Cooper himself has realised that the nature of his show has had to change for the nineties. It's less of a shock, horror movie styled extravaganza now and more of a straight ahead, action packed performance based show. It still features many of the special effects and theatrics that he pioneered but it also reflects the fact that he believes audiences can't be shocked the way they used to.
"I'm supposedly kind of shock rock but I don't go out to shock the audience anymore. We go out there to play the spectrum of our music that's happened from 1970 to 1990. We treat every show as if it's opening night. They're going to get such a bolt of energy coming out of us. It want them to walk away saying 'I've never seen anything like that in my life'. Of course we use the theatrics because people want that. I probably would not have used the guillotine in the show except for the fact that in my mail all these kids were saying 'You've got to do the guillotine, we've never seen the guillotine before'. But we're adding in a lot of new things also.

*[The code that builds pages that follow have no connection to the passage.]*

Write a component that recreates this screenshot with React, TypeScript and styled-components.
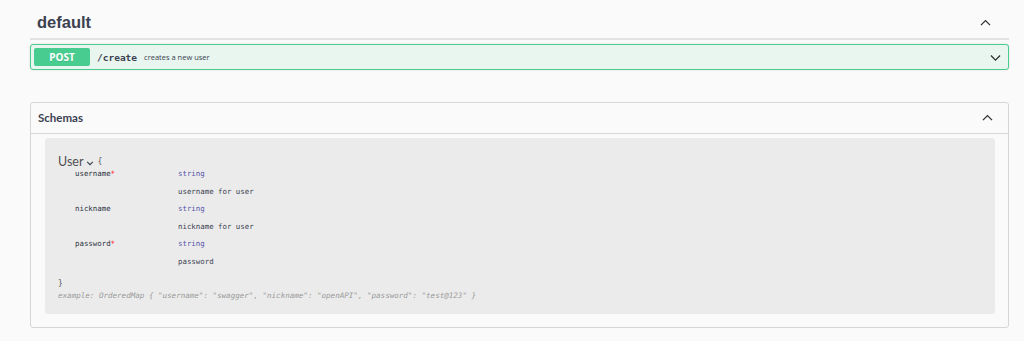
import React from 'react'
import styled, { createGlobalStyle } from 'styled-components'

const GlobalStyle = createGlobalStyle`
    html, body {
        margin: 0;
        padding: 0;
        background: #fafafa;
        font-family: "Liberation Sans", Arial, sans-serif;
        color: #3b4151;
    }
`

const Page = styled.div`
    padding: 0 15px 0 30px;
    width: 979px;
`
const TagHeader = styled.div`
    display: flex;
    align-items: center;
    justify-content: space-between;
    height: 32px;
    padding: 6px 17px 0 7px;
    border-bottom: 2px solid #e2e2e2;
`
const TagTitle = styled.h3`
    margin: 0;
    font-size: 16.5px;
    font-weight: 700;
    color: #3b4151;
`
const OpBlock = styled.div`
    display: flex;
    align-items: center;
    margin-top: 4px;
    height: 24px;
    padding: 0 6px 0 3px;
    border: 1px solid #49cc90;
    border-radius: 3px;
    background: #e8f6ef;
    box-shadow: 0 0 2px rgba(0, 0, 0, 0.15);
`
const MethodBadge = styled.span`
    display: flex;
    align-items: center;
    justify-content: center;
    width: 56px;
    height: 18px;
    border-radius: 2px;
    background: #49cc90;
    color: #fff;
    font-family: "Open Sans", sans-serif;
    font-weight: 700;
    font-size: 10px;
    text-shadow: 0 1px 0 rgba(0, 0, 0, 0.1);
`
const OpPath = styled.span`
    margin-left: 7px;
    font-family: "DejaVu Sans Mono", monospace;
    font-weight: 700;
    font-size: 9.5px;
    color: #3b4151;
`
const OpSummary = styled.span`
    flex: 1;
    margin-left: 7px;
    font-family: "Open Sans", sans-serif;
    font-size: 7.5px;
    color: #3b4151;
`
const Models = styled.section`
    margin-top: 32px;
    border: 1px solid #d6d6d6;
    border-radius: 3px;
    height: 224px;
    display: flex;
    flex-direction: column;
`
const ModelsHeader = styled.div`
    display: flex;
    align-items: center;
    justify-content: space-between;
    height: 31px;
    padding: 0 14px 2px 7px;
    box-sizing: border-box;
    border-bottom: 1px solid #d6d6d6;
`
const ModelsTitle = styled.h4`
    margin: 0;
    font-family: "Lato", sans-serif;
    font-size: 11.5px;
    font-weight: 700;
    color: #3b4151;
`
const ModelBox = styled.div`
    margin: 4px 13px 0 14px;
    height: 176px;
    border-radius: 3px;
    background: #ebebeb;
    padding: 17px 13px 0 13px;
    box-sizing: border-box;
`
const ModelName = styled.div`
    display: flex;
    align-items: center;
    gap: 3px;
    font-family: "Lato", sans-serif;
    font-size: 12.5px;
    color: #505050;
    line-height: 14px;
`
const Brace = styled.span`
    font-family: "DejaVu Sans Mono", monospace;
    font-size: 8px;
    color: #555;
    line-height: 14px;
`
const PropTable = styled.div`
    display: grid;
    grid-template-columns: 103px 1fr;
    padding-left: 17px;
    margin-top: -4px;
`
const Cell = styled.div<{ $kind?: 'name' | 'type' | 'desc' }>`
    font-family: "DejaVu Sans Mono", monospace;
    font-size: 7.4px;
    line-height: 17.5px;
    color: ${(p) => (p.$kind === 'type' ? '#55a' : p.$kind === 'name' ? '#2b3141' : '#3b4151')};
`
const Star = styled.span`
    color: #f00;
`
const Closing = styled.div`
    margin-top: 8px;
    font-family: "DejaVu Sans Mono", monospace;
    font-size: 8px;
    color: #555;
    line-height: 12px;
`
const Example = styled.div`
    font-family: "DejaVu Sans Mono", monospace;
    font-style: italic;
    font-size: 7.55px;
    color: #999;
    line-height: 12px;
`
const SmallChevron = styled.svg`
    width: 8px;
    height: 8px;
    margin-top: 2px;
`

const Chevron = ({ up, size = 13 }: { up?: boolean; size?: number }) => (
    <svg width={size} height={size} viewBox="0 0 20 20" fill="none" stroke="#303030" strokeWidth="2">
        {up ? <path d="M3 14l7-7 7 7" /> : <path d="M3 7l7 7 7-7" />}
    </svg>
)

const props = [
    { name: 'username', required: true, desc: 'username for user' },
    { name: 'nickname', required: false, desc: 'nickname for user' },
    { name: 'password', required: true, desc: 'password' },
]

const App = () => {
    return (
        <>
            <GlobalStyle />
            <Page>
                <TagHeader>
                    <TagTitle>default</TagTitle>
                    <Chevron up />
                </TagHeader>
                <OpBlock>
                    <MethodBadge>POST</MethodBadge>
                    <OpPath>/create</OpPath>
                    <OpSummary>creates a new user</OpSummary>
                    <Chevron />
                </OpBlock>
                <Models>
                    <ModelsHeader>
                        <ModelsTitle>Schemas</ModelsTitle>
                        <Chevron up />
                    </ModelsHeader>
                    <ModelBox>
                        <ModelName>
                            User
                            <SmallChevron viewBox="0 0 20 20">
                                <path d="M3 7l7 7 7-7" fill="none" stroke="#3b4151" strokeWidth="3" />
                            </SmallChevron>
                            <Brace>{'{'}</Brace>
                        </ModelName>
                        <PropTable>
                            {props.map((p) => (
                                <React.Fragment key={p.name}>
                                    <Cell $kind="name">
                                        {p.name}
                                        {p.required && <Star>*</Star>}
                                    </Cell>
                                    <Cell $kind="type">string</Cell>
                                    <Cell />
                                    <Cell $kind="desc">{p.desc}</Cell>
                                </React.Fragment>
                            ))}
                        </PropTable>
                        <Closing>{'}'}</Closing>
                        <Example>
                            example: OrderedMap {'{'} "username": "swagger", "nickname": "openAPI", "password": "test@123" {'}'}
                        </Example>
                    </ModelBox>
                </Models>
            </Page>
        </>
    )
}

export default App
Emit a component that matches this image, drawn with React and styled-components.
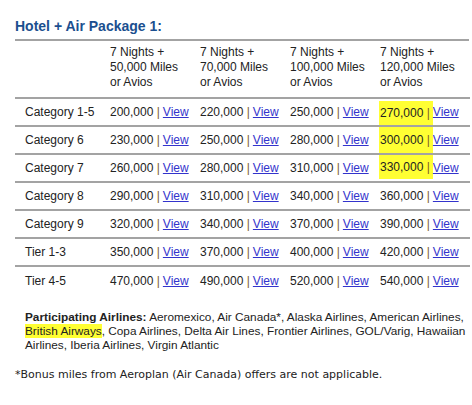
import React from "react";
import styled, { createGlobalStyle } from "styled-components";

const Global = createGlobalStyle`
  html, body { margin: 0; padding: 0; background: #fff; }
  body { font-family: "Liberation Sans", Arial, sans-serif; color: #222; }
`;

const Page = styled.div`
  padding: 18px 3px 0 15px;
  width: 454px;
`;

const Title = styled.h2`
  margin: 0;
  font-size: 14px;
  line-height: 17px;
  font-weight: bold;
  color: #1b4f8f;
  padding-bottom: 4px;
  border-bottom: 2px solid #a3a3a3;
`;

const Table = styled.div`
  display: grid;
  grid-template-columns: 95px repeat(4, 90px);
  font-size: 12px;
`;

const Row = styled.div`
  display: contents;
`;

const Cell = styled.div`
  display: flex;
  align-items: ${(p) => (p.$head ? "flex-start" : "center")};
  box-sizing: border-box;
  padding-left: ${(p) => (p.$label ? "10px" : "0")};
  padding-top: ${(p) => (p.$head ? "4px" : "0")};
  height: ${(p) => (p.$head ? "58px" : "28px")};
  line-height: 15px;
  border-bottom: ${(p) => (p.$last ? "none" : "2px solid #a3a3a3")};
  white-space: nowrap;
`;

const HeadText = styled.div`
  white-space: normal;
  line-height: 15px;
`;

const Mark = styled.span`
  display: flex;
  align-items: center;
  align-self: stretch;
  margin-left: -1px;
  padding: 0 3px 0 1px;
  background: #ffff33;
  margin-top: ${(p) => (p.$pos === "top" ? "2px" : "0")};
  margin-bottom: ${(p) => (p.$pos === "bottom" ? "2px" : "0")};
  white-space: pre;
`;

const Plain = styled.span`
  white-space: pre;
`;

const Pipe = styled.span`
  color: #7a5a2a;
`;

const Link = styled.a`
  color: #3333cc;
  text-decoration: underline;
  margin-left: ${(p) => (p.$tight ? "0" : "3px")};
`;

const Notes = styled.p`
  margin: 15px 0 0 10px;
  font-size: 11.8px;
  line-height: 14px;
  width: 442px;
`;

const Strong = styled.b`
  font-weight: bold;
`;

const Hi = styled.span`
  background: #ffff33;
`;

const Foot = styled.p`
  margin: 16px 0 0 0;
  font-family: "DejaVu Sans", Verdana, sans-serif;
  font-size: 11px;
  line-height: 14px;
`;

const heads = ["50,000", "70,000", "100,000", "120,000"];
const rows = [
  ["Category 1-5", ["200,000", "220,000", "250,000", "270,000"], "top"],
  ["Category 6", ["230,000", "250,000", "280,000", "300,000"], "mid"],
  ["Category 7", ["260,000", "280,000", "310,000", "330,000"], "bottom"],
  ["Category 8", ["290,000", "310,000", "340,000", "360,000"], null],
  ["Category 9", ["320,000", "340,000", "370,000", "390,000"], null],
  ["Tier 1-3", ["350,000", "370,000", "400,000", "420,000"], null],
  ["Tier 4-5", ["470,000", "490,000", "520,000", "540,000"], null],
];

export default function App() {
  return (
    <>
      <Global />
      <Page>
        <Title>Hotel + Air Package 1:</Title>
        <Table>
          <Row>
            <Cell $head $label />
            {heads.map((h) => (
              <Cell $head key={h}>
                <HeadText>
                  7 Nights +<br />
                  {h} Miles<br />
                  or Avios
                </HeadText>
              </Cell>
            ))}
          </Row>
          {rows.map(([label, vals, hi], ri) => {
            const last = ri === rows.length - 1;
            return (
              <Row key={label}>
                <Cell $label $last={last}>{label}</Cell>
                {vals.map((v, ci) => {
                  const on = hi && ci === 3;
                  return (
                    <Cell $last={last} key={ci}>
                      {on ? (
                        <Mark $pos={hi}>
                          {v} <Pipe>|</Pipe>
                        </Mark>
                      ) : (
                        <Plain>
                          {v} <Pipe>|</Pipe>
                        </Plain>
                      )}
                      <Link href="#" $tight={on}>View</Link>
                    </Cell>
                  );
                })}
              </Row>
            );
          })}
        </Table>
        <Notes>
          <Strong>Participating Airlines:</Strong> Aeromexico, Air Canada*, Alaska Airlines, American Airlines,{" "}
          <Hi>British Airways</Hi>, Copa Airlines, Delta Air Lines, Frontier Airlines, GOL/Varig, Hawaiian
          Airlines, Iberia Airlines, Virgin Atlantic
        </Notes>
        <Foot>*Bonus miles from Aeroplan (Air Canada) offers are not applicable.</Foot>
      </Page>
    </>
  );
}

"These days the audience watch so much television and movies and we're all so much more exposed to what choreographed horror is and we've realized it's not a dangerous thing and that the person doesn't really get hurt. Whereas if you watch the news you see the real horror, and that's what's really scary."
At the end of this tour Cooper will reunite with Desmond Child to begin writing the next album. He'll carry with him some memories of his triumphant return to the road.
"One night we played Pittsburgh," he begins when asked to name a highlight. "The average age was about fifteen. we went into School's Out and nobody recognised the song. They all recognised everything we did off Trash, even the songs that are not getting played on the radio. They had no idea of No More Mr Nice Guy or any of those songs. They liked them but they had never heard them before. That one left me dumbfounded. It was bizarre."